── Source excerpt
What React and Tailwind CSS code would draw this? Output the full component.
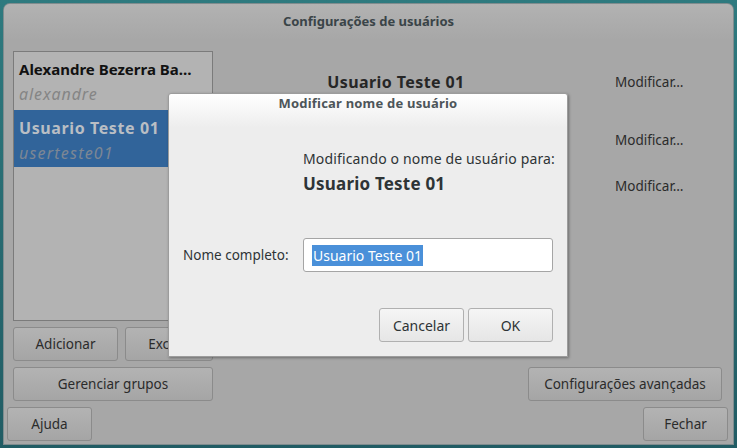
import React from "react";

function Btn({ children, className = "" }) {
  return (
    <div
      className={
        "h-[34px] flex items-center justify-center rounded-[3px] border border-[#8b8b8b] bg-gradient-to-b from-[#b3b3b3] to-[#a5a5a5] text-[13.5px] text-[#2b2b2b] " +
        className
      }
    >
      {children}
    </div>
  );
}

function DBtn({ children }) {
  return (
    <div className="w-[85px] h-[34px] flex items-center justify-center rounded-[3px] border border-[#b0b0b0] bg-gradient-to-b from-[#f5f5f5] to-[#e6e6e6] text-[14px] text-[#2e3436]">
      {children}
    </div>
  );
}

export default function App() {
  return (
    <div className="relative w-[737px] h-[448px] overflow-hidden bg-gradient-to-b from-[#2e7a7f] to-[#215c64] pt-[4px] px-[4px] font-['Noto_Sans','DejaVu_Sans',sans-serif]">
      {/* main window */}
      <div className="w-[729px] h-[440px] rounded-t-[6px] bg-[#a7a7a7] ring-1 ring-[#7f8c8e] flex flex-col">
        <div className="h-[36px] shrink-0 rounded-t-[6px] bg-gradient-to-b from-[#b2b2b2] to-[#a7a7a7] flex items-center justify-center text-[13px] font-bold text-[#3a4448]">
          Configurações de usuários
        </div>
        <div className="flex pl-[9px] pr-[11px] pt-[11px]">
          {/* left column */}
          <div className="w-[200px] flex flex-col gap-[6px]">
            <div className="h-[270px] border border-[#7b7b7b] bg-[#b3b3b3] flex flex-col">
              <div className="h-[58px] pl-[5px] pt-[7px] flex flex-col">
                <div className="h-[20px] leading-[20px] text-[15px] font-bold text-[#111] whitespace-nowrap">
                  Alexandre Bezerra Ba…
                </div>
                <div className="mt-[3px] h-[24px] leading-[24px] text-[16px] italic tracking-[0.9px] text-[#858585]">
                  alexandre
                </div>
              </div>
              <div className="h-[57px] bg-[#31649a] pl-[5px] pt-[8px] flex flex-col">
                <div className="h-[20px] leading-[20px] text-[16px] font-bold tracking-[0.6px] text-[#b9bec4] whitespace-nowrap">
                  Usuario Teste 01
                </div>
                <div className="mt-[3px] h-[24px] leading-[24px] text-[16px] italic tracking-[1.2px] text-[#7d8794]">
                  userteste01
                </div>
              </div>
            </div>
            <div className="flex gap-[7px]">
              <Btn className="w-[105px]">Adicionar</Btn>
              <Btn className="flex-1">Excluir</Btn>
            </div>
            <Btn className="w-full">Gerenciar grupos</Btn>
          </div>
          {/* right column */}
          <div className="flex-1 flex flex-col">
            <div className="h-[62px] flex items-center">
              <div className="flex-1 pr-[36px] text-center text-[16px] font-bold tracking-[0.4px] text-[#262626]">
                Usuario Teste 01
              </div>
              <div className="w-[107px] text-[13.5px] text-[#2b2b2b]">Modificar…</div>
            </div>
            <div className="h-[54px] flex items-center">
              <div className="flex-1" />
              <div className="w-[107px] text-[13.5px] text-[#2b2b2b]">Modificar…</div>
            </div>
            <div className="h-[38px] flex items-center">
              <div className="flex-1" />
              <div className="w-[107px] text-[13.5px] text-[#2b2b2b]">Modificar…</div>
            </div>
            <div className="mt-auto flex justify-end">
              <Btn className="w-[194px]">Configurações avançadas</Btn>
            </div>
          </div>
        </div>
        <div className="flex justify-between pl-[3px] pr-[5px] mt-[6px]">
          <Btn className="w-[85px]">Ajuda</Btn>
          <Btn className="w-[85px]">Fechar</Btn>
        </div>
      </div>

      {/* modal dialog */}
      <div className="absolute left-[168px] top-[93px] w-[400px] h-[264px] rounded-t-[3px] border border-[#9c9c9c] bg-[linear-gradient(to_bottom,#ffffff_0px,#ededed_34px)] shadow-[1px_1px_3px_rgba(0,0,0,0.35)] flex flex-col">
        <div className="h-[20px] shrink-0 flex items-center justify-center text-[13px] font-bold tracking-[0.2px] text-[#4d5559]">
          Modificar nome de usuário
        </div>
        <div className="pl-[134px] mt-[35px] flex flex-col">
          <div className="h-[20px] leading-[20px] text-[14px] tracking-[0.15px] text-[#2e3436] whitespace-nowrap">
            Modificando o nome de usuário para:
          </div>
          <div className="mt-[4px] h-[22px] leading-[22px] text-[17px] font-bold tracking-[0.2px] text-[#2e3436]">
            Usuario Teste 01
          </div>
        </div>
        <div className="mt-[43px] flex items-center">
          <div className="w-[134px] pl-[14px] text-[13.5px] text-[#2e3436]">Nome completo:</div>
          <div className="w-[250px] h-[34px] rounded-[3px] border border-[#a5a5a5] bg-white flex items-center pl-[8px]">
            <span className="bg-[#4a90d9] text-white text-[14px] leading-[21px] px-[1px]">
              Usuario Teste 01
            </span>
          </div>
        </div>
        <div className="mt-[36px] flex justify-end gap-[4px] pr-[14px]">
          <DBtn>Cancelar</DBtn>
          <DBtn>OK</DBtn>
        </div>
      </div>
    </div>
  );
}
────
▶ [Required work]
Reproduce the full listing faithfully, but do not carry over any pictures.

▶ [The answer]
What React and Tailwind CSS code would draw this? Output the full component.
import React from "react";

function Btn({ children, className = "" }) {
  return (
    <div
      className={
        "h-[34px] flex items-center justify-center rounded-[3px] border border-[#8b8b8b] bg-gradient-to-b from-[#b3b3b3] to-[#a5a5a5] text-[13.5px] text-[#2b2b2b] " +
        className
      }
    >
      {children}
    </div>
  );
}

function DBtn({ children }) {
  return (
    <div className="w-[85px] h-[34px] flex items-center justify-center rounded-[3px] border border-[#b0b0b0] bg-gradient-to-b from-[#f5f5f5] to-[#e6e6e6] text-[14px] text-[#2e3436]">
      {children}
    </div>
  );
}

export default function App() {
  return (
    <div className="relative w-[737px] h-[448px] overflow-hidden bg-gradient-to-b from-[#2e7a7f] to-[#215c64] pt-[4px] px-[4px] font-['Noto_Sans','DejaVu_Sans',sans-serif]">
      {/* main window */}
      <div className="w-[729px] h-[440px] rounded-t-[6px] bg-[#a7a7a7] ring-1 ring-[#7f8c8e] flex flex-col">
        <div className="h-[36px] shrink-0 rounded-t-[6px] bg-gradient-to-b from-[#b2b2b2] to-[#a7a7a7] flex items-center justify-center text-[13px] font-bold text-[#3a4448]">
          Configurações de usuários
        </div>
        <div className="flex pl-[9px] pr-[11px] pt-[11px]">
          {/* left column */}
          <div className="w-[200px] flex flex-col gap-[6px]">
            <div className="h-[270px] border border-[#7b7b7b] bg-[#b3b3b3] flex flex-col">
              <div className="h-[58px] pl-[5px] pt-[7px] flex flex-col">
                <div className="h-[20px] leading-[20px] text-[15px] font-bold text-[#111] whitespace-nowrap">
                  Alexandre Bezerra Ba…
                </div>
                <div className="mt-[3px] h-[24px] leading-[24px] text-[16px] italic tracking-[0.9px] text-[#858585]">
                  alexandre
                </div>
              </div>
              <div className="h-[57px] bg-[#31649a] pl-[5px] pt-[8px] flex flex-col">
                <div className="h-[20px] leading-[20px] text-[16px] font-bold tracking-[0.6px] text-[#b9bec4] whitespace-nowrap">
                  Usuario Teste 01
                </div>
                <div className="mt-[3px] h-[24px] leading-[24px] text-[16px] italic tracking-[1.2px] text-[#7d8794]">
                  userteste01
                </div>
              </div>
            </div>
            <div className="flex gap-[7px]">
              <Btn className="w-[105px]">Adicionar</Btn>
              <Btn className="flex-1">Excluir</Btn>
            </div>
            <Btn className="w-full">Gerenciar grupos</Btn>
          </div>
          {/* right column */}
          <div className="flex-1 flex flex-col">
            <div className="h-[62px] flex items-center">
              <div className="flex-1 pr-[36px] text-center text-[16px] font-bold tracking-[0.4px] text-[#262626]">
                Usuario Teste 01
              </div>
              <div className="w-[107px] text-[13.5px] text-[#2b2b2b]">Modificar…</div>
            </div>
            <div className="h-[54px] flex items-center">
              <div className="flex-1" />
              <div className="w-[107px] text-[13.5px] text-[#2b2b2b]">Modificar…</div>
            </div>
            <div className="h-[38px] flex items-center">
              <div className="flex-1" />
              <div className="w-[107px] text-[13.5px] text-[#2b2b2b]">Modificar…</div>
            </div>
            <div className="mt-auto flex justify-end">
              <Btn className="w-[194px]">Configurações avançadas</Btn>
            </div>
          </div>
        </div>
        <div className="flex justify-between pl-[3px] pr-[5px] mt-[6px]">
          <Btn className="w-[85px]">Ajuda</Btn>
          <Btn className="w-[85px]">Fechar</Btn>
        </div>
      </div>

      {/* modal dialog */}
      <div className="absolute left-[168px] top-[93px] w-[400px] h-[264px] rounded-t-[3px] border border-[#9c9c9c] bg-[linear-gradient(to_bottom,#ffffff_0px,#ededed_34px)] shadow-[1px_1px_3px_rgba(0,0,0,0.35)] flex flex-col">
        <div className="h-[20px] shrink-0 flex items-center justify-center text-[13px] font-bold tracking-[0.2px] text-[#4d5559]">
          Modificar nome de usuário
        </div>
        <div className="pl-[134px] mt-[35px] flex flex-col">
          <div className="h-[20px] leading-[20px] text-[14px] tracking-[0.15px] text-[#2e3436] whitespace-nowrap">
            Modificando o nome de usuário para:
          </div>
          <div className="mt-[4px] h-[22px] leading-[22px] text-[17px] font-bold tracking-[0.2px] text-[#2e3436]">
            Usuario Teste 01
          </div>
        </div>
        <div className="mt-[43px] flex items-center">
          <div className="w-[134px] pl-[14px] text-[13.5px] text-[#2e3436]">Nome completo:</div>
          <div className="w-[250px] h-[34px] rounded-[3px] border border-[#a5a5a5] bg-white flex items-center pl-[8px]">
            <span className="bg-[#4a90d9] text-white text-[14px] leading-[21px] px-[1px]">
              Usuario Teste 01
            </span>
          </div>
        </div>
        <div className="mt-[36px] flex justify-end gap-[4px] pr-[14px]">
          <DBtn>Cancelar</DBtn>
          <DBtn>OK</DBtn>
        </div>
      </div>
    </div>
  );
}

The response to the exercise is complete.